The first version of ISO 9000 came out the year I graduated from college. A few years later someone recommended that I might want to get up to speed in it and loaned me the actual standard. When I finished it, I said “but, but, but… this is just what my college teachers called ‘doing things properly’! It’s what I’ve been doing for years, it’s how I always organize my work! What’s so fancy about it?” Turns out the first draft had been written - by three of my college teachers. So, I’d started training in ISO 9000 years before ISO 9000 got to print - we just called it “doing things properly”.
Do you honestly think he was going to say that during a job interview?
There’s a very good chance of shooting yourself in the foot if you don’t even know what a gun is. “What’s a design methodology? We just code.” Next.
Another “buzz word” you might want to check out is “Design Pattern” (if you aren’t familiar already.)
I remember being asked many times which design patterns I was familiar with and/or had used.
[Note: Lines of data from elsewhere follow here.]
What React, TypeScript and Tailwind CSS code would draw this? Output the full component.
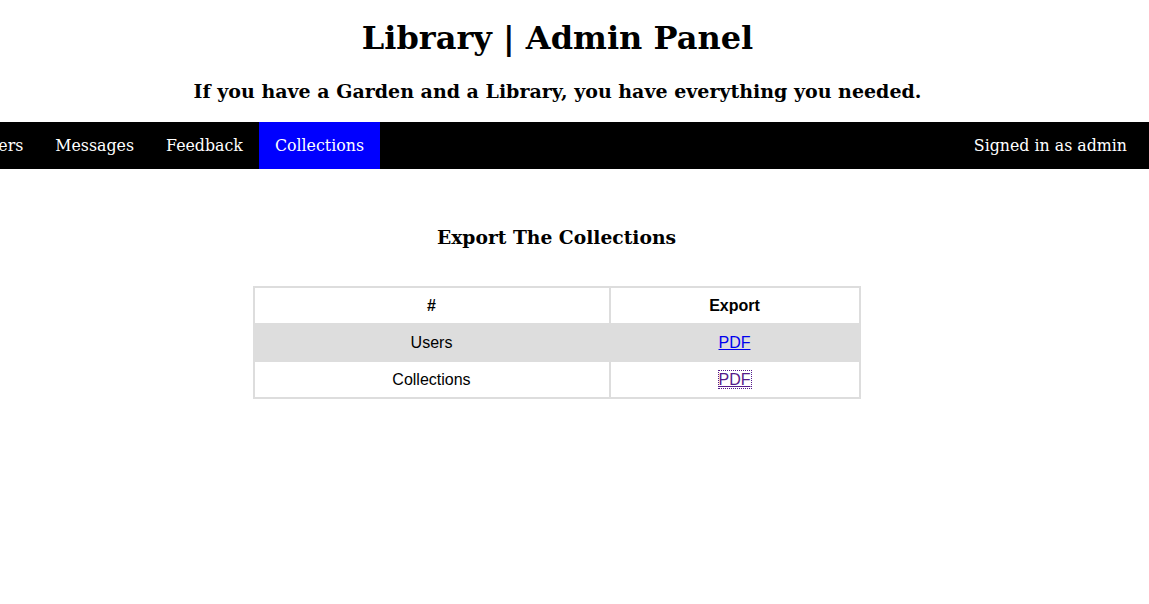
const navItems = ["Home", "Books", "Users", "Messages", "Feedback"];

const rows = [
  { name: "Users", visited: false },
  { name: "Collections", visited: true },
];

export default function App() {
  return (
    <div className="min-h-screen bg-white text-black">
      <header className="w-[1115px] text-center font-['DejaVu_Serif',serif]">
        <h1 className="pt-[20px] text-[32px] font-bold leading-[37px]">Library | Admin Panel</h1>
        <h3 className="mt-[23px] text-[19px] font-bold leading-[22px]">
          If you have a Garden and a Library, you have everything you needed.
        </h3>
      </header>

      <nav className="mt-[20px] flex items-stretch justify-between bg-black font-['DejaVu_Serif',serif] text-[15.8px] leading-[19px] text-white">
        <div className="flex w-[380px] shrink-0 justify-end overflow-hidden">
          {navItems.map((item) => (
            <a key={item} className="shrink-0 px-4 py-[14px] whitespace-nowrap">
              {item}
            </a>
          ))}
          <a className="shrink-0 bg-[#0000ff] px-4 py-[14px] whitespace-nowrap">Collections</a>
        </div>
        <a className="mr-[6px] px-4 py-[14px] whitespace-nowrap">Signed in as admin</a>
      </nav>

      <main className="w-[1113px]">
        <h3 className="mt-[57px] text-center font-['DejaVu_Serif',serif] text-[18.72px] font-bold leading-[22px]">
          Export The Collections
        </h3>

        <table className="mx-auto mt-[38px] w-[608px] border-collapse border-2 border-[#dddddd] font-['Liberation_Sans',Arial,sans-serif] text-[16px] leading-[19px]">
          <thead>
            <tr>
              <th className="w-[356px] border-2 border-[#dddddd] px-2 py-2 text-center font-bold">#</th>
              <th className="border-2 border-[#dddddd] px-2 py-2 text-center font-bold">Export</th>
            </tr>
          </thead>
          <tbody>
            {rows.map((row, i) => (
              <tr key={row.name} className={i % 2 === 0 ? "bg-[#dddddd]" : "bg-white"}>
                <td className="border-2 border-[#dddddd] px-2 py-2 text-center">{row.name}</td>
                <td className="border-2 border-[#dddddd] px-2 py-2 text-center">
                  <a
                    href="#"
                    className={
                      row.visited
                        ? "text-[#551a8b] underline outline-1 outline-dotted outline-[#551a8b]"
                        : "text-[#0000ee] underline"
                    }
                  >
                    PDF
                  </a>
                </td>
              </tr>
            ))}
          </tbody>
        </table>
      </main>
    </div>
  );
}
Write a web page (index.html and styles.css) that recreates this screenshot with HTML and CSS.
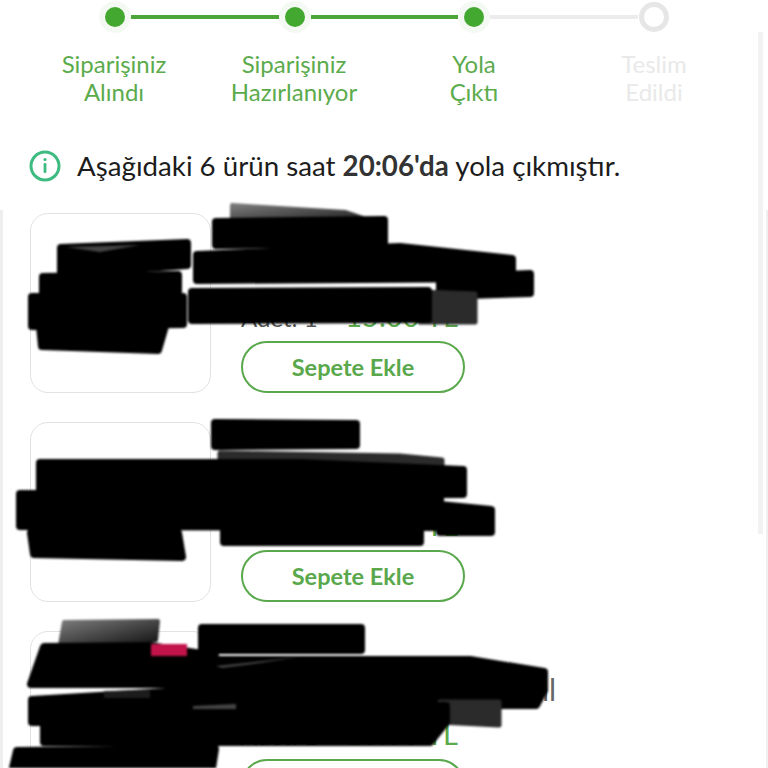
FILE: index.html
```html
<!DOCTYPE html>
<html lang="tr">
<head>
    <meta charset="UTF-8">
    <meta name="viewport" content="width=device-width, initial-scale=1.0">
    <title>Sipariş Takibi</title>
    <link rel="stylesheet" href="styles.css">
</head>
<body>
    <div class="page">
        <div class="track">
            <span class="dot"></span>
            <span class="line"></span>
            <span class="dot"></span>
            <span class="line"></span>
            <span class="dot"></span>
            <span class="line line-off"></span>
            <span class="dot dot-off"></span>
        </div>
        <div class="labels">
            <div class="label">Siparişiniz<br>Alındı</div>
            <div class="label">Siparişiniz<br>Hazırlanıyor</div>
            <div class="label">Yola<br>Çıktı</div>
            <div class="label label-off">Teslim<br>Edildi</div>
        </div>

        <div class="notice">
            <svg class="notice-icon" width="32" height="32" viewBox="0 0 32 32">
                <circle cx="16" cy="16" r="14" fill="none" stroke="#3dbb80" stroke-width="3"/>
                <circle cx="16" cy="9.5" r="1.6" fill="#3dbb80"/>
                <rect x="14.6" y="13" width="2.8" height="10" rx="1.2" fill="#3dbb80"/>
            </svg>
            <p>Aşağıdaki 6 ürün saat <b>20:06'da</b> yola çıkmıştır.</p>
        </div>

        <div class="list">
            <div class="product">
                <div class="thumb"></div>
                <div class="info">
                    <div class="meta"><span>Adet: 1</span><span class="price">15.00 TL</span></div>
                    <button type="button" class="add">Sepete Ekle</button>
                </div>
            </div>
            <div class="product">
                <div class="thumb"></div>
                <div class="info">
                    <div class="meta"><span>Adet: 1</span><span class="price">15.00 TL</span></div>
                    <button type="button" class="add">Sepete Ekle</button>
                </div>
            </div>
            <div class="product">
                <div class="thumb"></div>
                <div class="info">
                    <div class="name">ml</div>
                    <div class="meta"><span>Adet: 1</span><span class="price">15.00 TL</span></div>
                    <button type="button" class="add" aria-label="Sepete Ekle"></button>
                </div>
            </div>
        </div>

        <div class="scrollbar"></div>

        <!-- hand-drawn black marks over the product details -->
        <svg class="marks" width="768" height="768" viewBox="0 0 768 768">
            <defs>
                <linearGradient id="fade" x1="0" y1="0" x2="1" y2="1">
                    <stop offset="0" stop-color="#7a7a7a"/>
                    <stop offset="1" stop-color="#111"/>
                </linearGradient>
            </defs>
            <path class="mark-fade" d="M232 205 L345 212 L380 224 L232 224 Z"/>
            <path class="mark" d="M216 222 L384 220 L384 243 L216 245 Z"/>
            <path class="mark" d="M197 255 L400 247 L512 259 L512 278 L197 280 Z"/>
            <path class="mark" d="M440 278 L530 274 L530 293 L440 296 Z"/>
            <path class="mark-grey" d="M420 292 L475 294 L475 322 L420 322 Z"/>
            <path class="mark" d="M192 292 L428 291 L428 319 L192 320 Z"/>
            <path class="mark" d="M61 248 L187 243 L187 265 L61 274 Z"/>
            <path class="mark" d="M43 277 L178 275 L178 292 L43 294 Z"/>
            <path class="mark" d="M32 297 L183 297 L183 324 L32 326 Z"/>
            <path class="mark" d="M40 326 L165 326 L158 350 L42 346 Z"/>
            <path class="streak" d="M66 247 L140 245 L100 252 Z"/>

            <path class="mark" d="M215 423 L356 424 L356 445 L215 446 Z"/>
            <path class="mark-grey" d="M220 453 L400 456 L442 460 L442 468 L220 468 Z"/>
            <path class="mark" d="M40 463 L300 463 L463 470 L463 494 L40 496 Z"/>
            <path class="mark" d="M20 494 L300 494 L440 498 L440 527 L20 526 Z"/>
            <path class="mark" d="M440 505 L491 510 L491 532 L440 532 Z"/>
            <path class="mark" d="M224 530 L420 530 L420 542 L224 542 Z"/>
            <path class="mark" d="M31 533 L178 533 L182 557 L34 554 Z"/>

            <path class="mark-fade" d="M64 622 L158 621 L156 640 L60 645 Z"/>
            <path class="mark" d="M202 628 L361 628 L361 650 L202 650 Z"/>
            <path class="mark" d="M44 647 L150 646 L215 656 L215 684 L31 684 Z"/>
            <path class="mark" d="M200 660 L470 660 L544 672 L544 690 L536 705 L200 706 Z"/>
            <path class="mark-grey" d="M440 702 L499 702 L499 725 L440 722 Z"/>
            <path class="mark" d="M32 700 L200 690 L200 722 L32 722 Z"/>
            <path class="mark" d="M44 710 L446 706 L446 722 L430 742 L44 742 Z"/>
            <path class="mark" d="M17 751 L215 749 L212 768 L13 768 Z"/>
            <rect class="mark-red" x="151" y="644" width="36" height="12"/>
            <path class="streak" d="M216 666 L300 657 L260 663 L222 668 Z"/>
            <path class="streak" d="M193 706 L236 704 L236 709 L193 709 Z"/>
            <path class="streak-dim" d="M104 691 L150 690 L150 698 L104 698 Z"/>
        </svg>
    </div>
</body>
</html>
```

FILE: styles.css
```css
body {
    margin: 0;
    background-color: #fff;
    font-family: Lato, "Noto Sans", sans-serif;
}

.page {
    position: relative;
    width: 768px;
    height: 768px;
    overflow: hidden;
    background-color: #fff;
}

/* stepper */
.track {
    display: flex;
    align-items: center;
    height: 34px;
    padding-left: 99px;
}

.dot {
    flex: none;
    box-sizing: border-box;
    width: 20px;
    height: 20px;
    margin: 0 6px;
    border-radius: 50%;
    background-color: #43a82f;
    box-shadow: 0 0 0 6px #f5f9f3;
}

.dot-off {
    width: 30px;
    height: 30px;
    margin: 0 1px;
    background-color: #fff;
    border: 5px solid #e6e6e6;
    box-shadow: none;
}

.line {
    flex: none;
    width: 147.5px;
    height: 4px;
    background-color: #4ca637;
}

.line-off {
    width: 148px;
    background-color: #ececec;
}

.labels {
    display: grid;
    grid-template-columns: repeat(4, 180px);
    margin: 16px 0 0 24px;
}

.label {
    font-size: 24px;
    line-height: 28px;
    text-align: center;
    color: #5cab4d;
}

.label-off {
    color: #e9e9e9;
}

/* info line */
.notice {
    display: flex;
    align-items: center;
    gap: 16px;
    margin: 31px 0 0 29px;
    height: 58px;
    color: #1c1c1c;
}

.notice-icon {
    flex: none;
}

.notice p {
    margin: 0;
    font-size: 27.7px;
    line-height: 32px;
}

.notice b {
    font-weight: 700;
    color: #333;
}

/* product list */
.list {
    display: flex;
    flex-direction: column;
    gap: 29px;
    box-sizing: border-box;
    height: 558px;
    margin-top: 15px;
    padding: 3px 0 0 27px;
    border-left: 3px solid #eee;
    border-right: 2px solid #efefef;
}

.product {
    display: flex;
    flex: none;
    gap: 30px;
    height: 180px;
}

.thumb {
    flex: none;
    box-sizing: border-box;
    width: 181px;
    height: 180px;
    border: 1px solid #e2e2e2;
    border-radius: 18px;
}

.info {
    display: flex;
    flex-direction: column;
    justify-content: flex-end;
    width: 315px;
}

.name {
    margin-bottom: 17px;
    font-size: 30px;
    line-height: 28px;
    text-align: right;
    color: #666;
}

.meta {
    display: flex;
    justify-content: space-between;
    align-items: baseline;
    width: 217px;
    height: 28px;
    margin-bottom: 11px;
    font-size: 24px;
    line-height: 28px;
    color: #555;
}

.price {
    font-size: 29px;
    color: #5cab4d;
}

.add {
    flex: none;
    box-sizing: border-box;
    width: 224px;
    height: 52px;
    padding: 0;
    border: 2px solid #5aa84c;
    border-radius: 26px;
    background-color: #fff;
    color: #5aa84c;
    font-family: inherit;
    font-size: 23.5px;
    font-weight: 700;
}

.scrollbar {
    position: absolute;
    top: 32px;
    left: 758px;
    width: 5px;
    height: 502px;
    background-color: #f2f2f2;
}

/* marks over the product details */
.marks {
    position: absolute;
    top: 0;
    left: 0;
    filter: blur(1px);
}

.mark {
    fill: #000;
    stroke: #000;
    stroke-width: 8;
    stroke-linejoin: round;
}

.mark-grey {
    fill: #2b2b2b;
    stroke: #2b2b2b;
    stroke-width: 5;
    stroke-linejoin: round;
}

.mark-fade {
    fill: url(#fade);
    stroke: url(#fade);
    stroke-width: 4;
    stroke-linejoin: round;
}

.mark-red {
    fill: #c2134a;
}

.streak {
    fill: #444;
}

.streak-dim {
    fill: #1c1c1c;
}
```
Another “buzzword” to know is kanban, which is an alternative to scrum. Not sure how popular it is…but the company I work for has moved to it, and as an internal customer & business owner the biggest change I see is moving from scheduled releases to releasing on a more ad-hoc basis. And smaller stories. I’m not a developer or PM so can’t tell you much more, maybe others here can.
I’ve been using some sort of variant of it for the past couple of years. Frankly, I find it a lot easier and more sane than Scrum (which I found, as others have said, to be a bit too formalised, requiring things to be done “just because”). It really did feel like it was common sense, planning when to do things and not taking too much on at once.
We used this website for our board:
I grew up with Waterfall in the 90s. Another reason I think it has fallen out of favor is that with modern software development tools, the boundaries between design, prototyping and development have blured. It’s almost as easy to simply play around building something in some development environments as it is to actually plan it out from scratch. Of course that’s a danger as well. People can get lulled into a false sense of how easy it is to develop and then code themselves into a corner.
That is true. Lot’s of software development is done now with no exact spec for the end product. All through the development cycle priorities are changing based on marketing, timing, and any other consideration that can be accomodated. All of these methodologies are fraught with danger if good sense isn’t a primary consideration.
I’m running with Kanban on some new projects and I’m finding the hardest part about it is explaining why I’m not using Scrum. “Because all that ceremonial and artifactual overhead is… um… basically unnecessary for most of what we do?”